▶ Data provided
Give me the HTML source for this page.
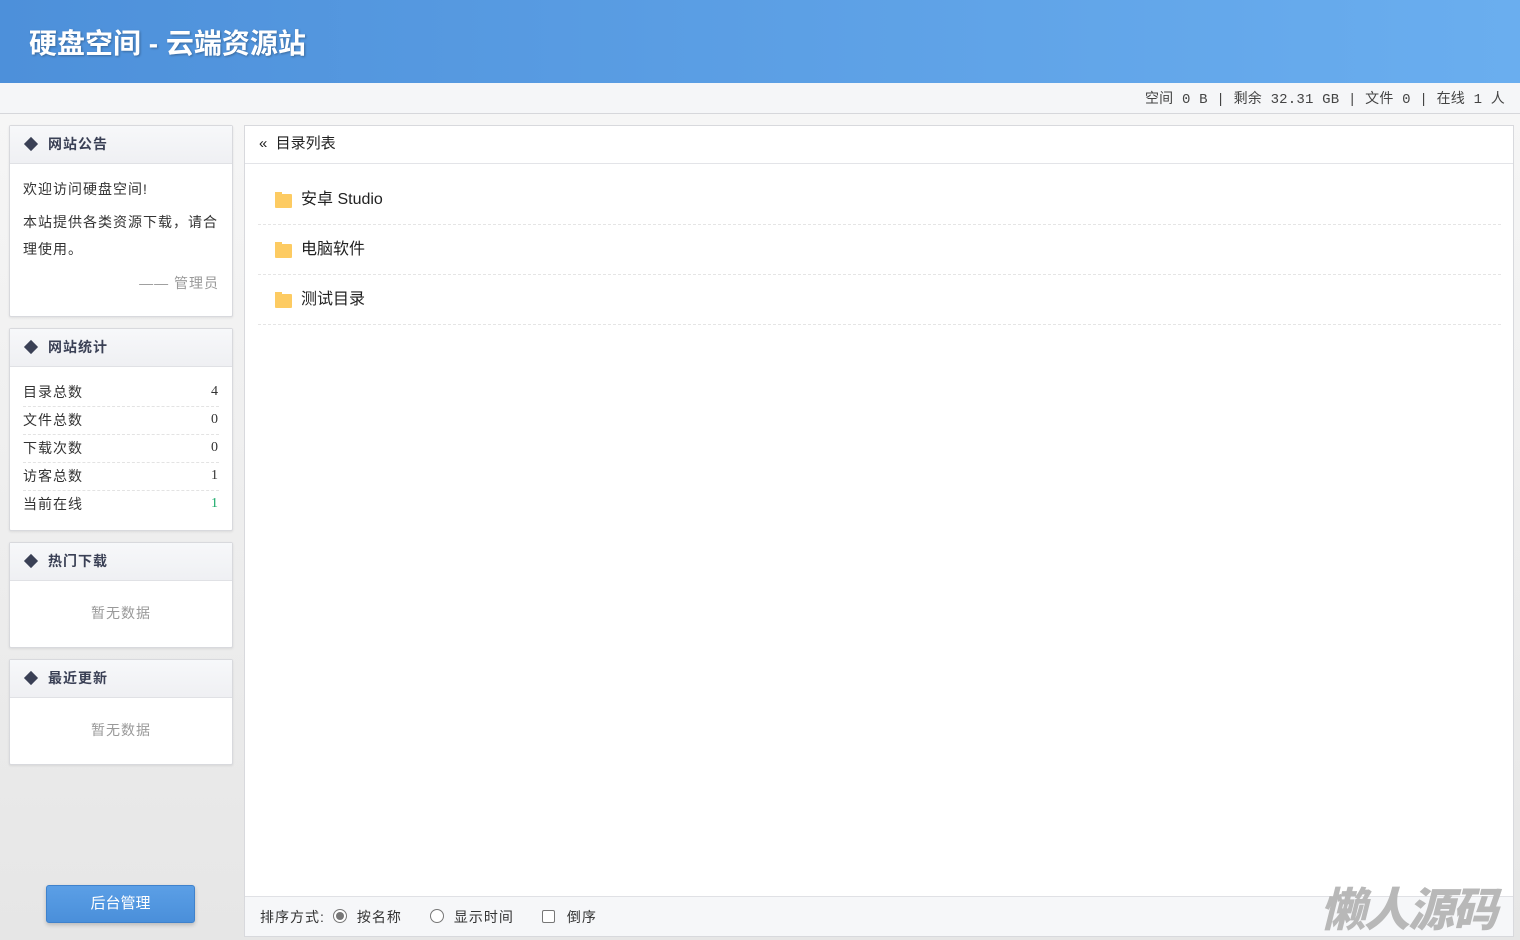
<!DOCTYPE html>
<html><head><meta charset="utf-8"><style>
*{margin:0;padding:0;box-sizing:border-box}
body{width:1520px;height:940px;overflow:hidden;font-family:"Liberation Sans","Noto Sans CJK SC",sans-serif;color:#333;background:linear-gradient(#f8f8f8,#e6e6e6);position:relative;font-size:14px}
.hd{position:absolute;left:0;top:0;width:1520px;height:83px;background:linear-gradient(90deg,#4d90da,#6aaeef)}
.hd h1{position:absolute;left:29px;top:22px;font-size:28px;color:#fff;font-weight:bold;letter-spacing:0px;text-shadow:1px 1px 2px rgba(0,0,0,.3)}
.sub{position:absolute;left:0;top:83px;width:1520px;height:31px;background:#f5f6f8;border-bottom:1px solid #d6d7db}
.sub span{position:absolute;right:15px;top:5px;font-size:14px;color:#444;font-family:"Liberation Mono","Noto Sans CJK SC",monospace;letter-spacing:0.2px}
.p{position:absolute;left:9px;width:224px;background:#fff;border:1px solid #d8d9dd;border-radius:2px;box-shadow:0 1px 2px rgba(0,0,0,.08)}
.ph{height:38px;background:linear-gradient(#f7f8fa,#eff0f3);border-bottom:1px solid #e0e1e5;font-weight:bold;color:#3a4055;font-size:14px;line-height:37px;padding-left:38px;position:relative;letter-spacing:1px}
.ph:before{content:"";position:absolute;left:16px;top:13px;width:10px;height:10px;background:#3a4055;transform:rotate(45deg)}
.pb{padding:10px 13px;font-size:14px;color:#333;letter-spacing:1px}
.row{display:flex;justify-content:space-between;height:28px;line-height:26px;border-bottom:1px dashed #e3e3e3}
.row:last-child{border:none}
.row b{font-weight:normal;font-family:"Liberation Serif",serif;font-size:14px}
.empty{text-align:center;color:#999;padding-top:22px;letter-spacing:1px}
.main{position:absolute;left:244px;top:125px;width:1270px;height:812px;background:#fff;border:1px solid #d8d9dd}
.mh{height:38px;border-bottom:1px solid #e3e4e8;line-height:36px;padding-left:14px;font-size:15px;color:#222}
.it{position:absolute;left:13px;width:1243px;height:50px;border-bottom:1px dashed #e5e5e5;font-size:16px;color:#222;line-height:50px;padding-left:43px}
.it:before{content:"";position:absolute;left:17px;top:19px;width:17px;height:14px;background:#fdcb62;border-radius:1px}
.it:after{content:"";position:absolute;left:17px;top:17px;width:7px;height:3px;background:#fdcb62}
.ft{position:absolute;left:0;bottom:0;width:100%;height:40px;background:#f6f7f9;border-top:1px solid #e0e1e5;font-size:14px;color:#333;line-height:40px;padding-left:15px;letter-spacing:1px}
.rad{display:inline-block;width:14px;height:14px;border:1px solid #777;border-radius:50%;vertical-align:-1px;margin:0 10px 0 8px;position:relative;background:#fff}
.rad.on:after{content:"";position:absolute;left:2px;top:2px;width:8px;height:8px;background:#777;border-radius:50%}
.chk{display:inline-block;width:13px;height:13px;border:1px solid #777;border-radius:2px;vertical-align:-1px;margin:0 12px 0 8px;background:#fff}
.btn{position:absolute;left:46px;top:885px;width:149px;height:38px;background:linear-gradient(#5b9fe6,#4a8fda);border:1px solid #3f82cc;border-radius:3px;color:#fff;text-align:center;line-height:36px;font-size:15px;box-shadow:0 2px 4px rgba(0,0,0,.2)}
.wm{position:absolute;left:1320px;top:874px;font-size:46px;font-weight:900;font-style:italic;color:#b8b8b8;letter-spacing:-2px}
</style></head><body>
<div class="hd"><h1>硬盘空间 - 云端资源站</h1></div>
<div class="sub"><span>空间 0 B | 剩余 32.31 GB | 文件 0 | 在线 1 人</span></div>
<div class="p" style="top:125px;height:192px"><div class="ph">网站公告</div>
<div class="pb" style="line-height:27px;padding-top:12px">欢迎访问硬盘空间!<br><div style="margin-top:6px">本站提供各类资源下载，请合理使用。</div><div style="text-align:right;color:#999;margin-top:7px">—— 管理员</div></div></div>
<div class="p" style="top:328px;height:203px"><div class="ph">网站统计</div>
<div class="pb" style="padding-top:12px"><div class="row"><span>目录总数</span><b>4</b></div><div class="row"><span>文件总数</span><b>0</b></div><div class="row"><span>下载次数</span><b>0</b></div><div class="row"><span>访客总数</span><b>1</b></div><div class="row"><span>当前在线</span><b style="color:#1aaa6a">1</b></div></div></div>
<div class="p" style="top:542px;height:106px"><div class="ph">热门下载</div><div class="empty">暂无数据</div></div>
<div class="p" style="top:659px;height:106px"><div class="ph">最近更新</div><div class="empty">暂无数据</div></div>
<div class="btn">后台管理</div>
<div class="main"><div class="mh">« &nbsp;目录列表</div>
<div class="it" style="top:49px">安卓 Studio</div>
<div class="it" style="top:99px">电脑软件</div>
<div class="it" style="top:149px">测试目录</div>
<div class="ft">排序方式:<span class="rad on"></span>按名称<span style="display:inline-block;width:20px"></span><span class="rad"></span>显示时间<span style="display:inline-block;width:20px"></span><span class="chk"></span>倒序</div>
</div>
<div class="wm">懒人源码</div>
</body></html>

▶ Task goal
Quote the material exactly. Pictures stay out.

▶ Result of this exercise
Give me the HTML source for this page.
<!DOCTYPE html>
<html><head><meta charset="utf-8"><style>
*{margin:0;padding:0;box-sizing:border-box}
body{width:1520px;height:940px;overflow:hidden;font-family:"Liberation Sans","Noto Sans CJK SC",sans-serif;color:#333;background:linear-gradient(#f8f8f8,#e6e6e6);position:relative;font-size:14px}
.hd{position:absolute;left:0;top:0;width:1520px;height:83px;background:linear-gradient(90deg,#4d90da,#6aaeef)}
.hd h1{position:absolute;left:29px;top:22px;font-size:28px;color:#fff;font-weight:bold;letter-spacing:0px;text-shadow:1px 1px 2px rgba(0,0,0,.3)}
.sub{position:absolute;left:0;top:83px;width:1520px;height:31px;background:#f5f6f8;border-bottom:1px solid #d6d7db}
.sub span{position:absolute;right:15px;top:5px;font-size:14px;color:#444;font-family:"Liberation Mono","Noto Sans CJK SC",monospace;letter-spacing:0.2px}
.p{position:absolute;left:9px;width:224px;background:#fff;border:1px solid #d8d9dd;border-radius:2px;box-shadow:0 1px 2px rgba(0,0,0,.08)}
.ph{height:38px;background:linear-gradient(#f7f8fa,#eff0f3);border-bottom:1px solid #e0e1e5;font-weight:bold;color:#3a4055;font-size:14px;line-height:37px;padding-left:38px;position:relative;letter-spacing:1px}
.ph:before{content:"";position:absolute;left:16px;top:13px;width:10px;height:10px;background:#3a4055;transform:rotate(45deg)}
.pb{padding:10px 13px;font-size:14px;color:#333;letter-spacing:1px}
.row{display:flex;justify-content:space-between;height:28px;line-height:26px;border-bottom:1px dashed #e3e3e3}
.row:last-child{border:none}
.row b{font-weight:normal;font-family:"Liberation Serif",serif;font-size:14px}
.empty{text-align:center;color:#999;padding-top:22px;letter-spacing:1px}
.main{position:absolute;left:244px;top:125px;width:1270px;height:812px;background:#fff;border:1px solid #d8d9dd}
.mh{height:38px;border-bottom:1px solid #e3e4e8;line-height:36px;padding-left:14px;font-size:15px;color:#222}
.it{position:absolute;left:13px;width:1243px;height:50px;border-bottom:1px dashed #e5e5e5;font-size:16px;color:#222;line-height:50px;padding-left:43px}
.it:before{content:"";position:absolute;left:17px;top:19px;width:17px;height:14px;background:#fdcb62;border-radius:1px}
.it:after{content:"";position:absolute;left:17px;top:17px;width:7px;height:3px;background:#fdcb62}
.ft{position:absolute;left:0;bottom:0;width:100%;height:40px;background:#f6f7f9;border-top:1px solid #e0e1e5;font-size:14px;color:#333;line-height:40px;padding-left:15px;letter-spacing:1px}
.rad{display:inline-block;width:14px;height:14px;border:1px solid #777;border-radius:50%;vertical-align:-1px;margin:0 10px 0 8px;position:relative;background:#fff}
.rad.on:after{content:"";position:absolute;left:2px;top:2px;width:8px;height:8px;background:#777;border-radius:50%}
.chk{display:inline-block;width:13px;height:13px;border:1px solid #777;border-radius:2px;vertical-align:-1px;margin:0 12px 0 8px;background:#fff}
.btn{position:absolute;left:46px;top:885px;width:149px;height:38px;background:linear-gradient(#5b9fe6,#4a8fda);border:1px solid #3f82cc;border-radius:3px;color:#fff;text-align:center;line-height:36px;font-size:15px;box-shadow:0 2px 4px rgba(0,0,0,.2)}
.wm{position:absolute;left:1320px;top:874px;font-size:46px;font-weight:900;font-style:italic;color:#b8b8b8;letter-spacing:-2px}
</style></head><body>
<div class="hd"><h1>硬盘空间 - 云端资源站</h1></div>
<div class="sub"><span>空间 0 B | 剩余 32.31 GB | 文件 0 | 在线 1 人</span></div>
<div class="p" style="top:125px;height:192px"><div class="ph">网站公告</div>
<div class="pb" style="line-height:27px;padding-top:12px">欢迎访问硬盘空间!<br><div style="margin-top:6px">本站提供各类资源下载，请合理使用。</div><div style="text-align:right;color:#999;margin-top:7px">—— 管理员</div></div></div>
<div class="p" style="top:328px;height:203px"><div class="ph">网站统计</div>
<div class="pb" style="padding-top:12px"><div class="row"><span>目录总数</span><b>4</b></div><div class="row"><span>文件总数</span><b>0</b></div><div class="row"><span>下载次数</span><b>0</b></div><div class="row"><span>访客总数</span><b>1</b></div><div class="row"><span>当前在线</span><b style="color:#1aaa6a">1</b></div></div></div>
<div class="p" style="top:542px;height:106px"><div class="ph">热门下载</div><div class="empty">暂无数据</div></div>
<div class="p" style="top:659px;height:106px"><div class="ph">最近更新</div><div class="empty">暂无数据</div></div>
<div class="btn">后台管理</div>
<div class="main"><div class="mh">« &nbsp;目录列表</div>
<div class="it" style="top:49px">安卓 Studio</div>
<div class="it" style="top:99px">电脑软件</div>
<div class="it" style="top:149px">测试目录</div>
<div class="ft">排序方式:<span class="rad on"></span>按名称<span style="display:inline-block;width:20px"></span><span class="rad"></span>显示时间<span style="display:inline-block;width:20px"></span><span class="chk"></span>倒序</div>
</div>
<div class="wm">懒人源码</div>
</body></html>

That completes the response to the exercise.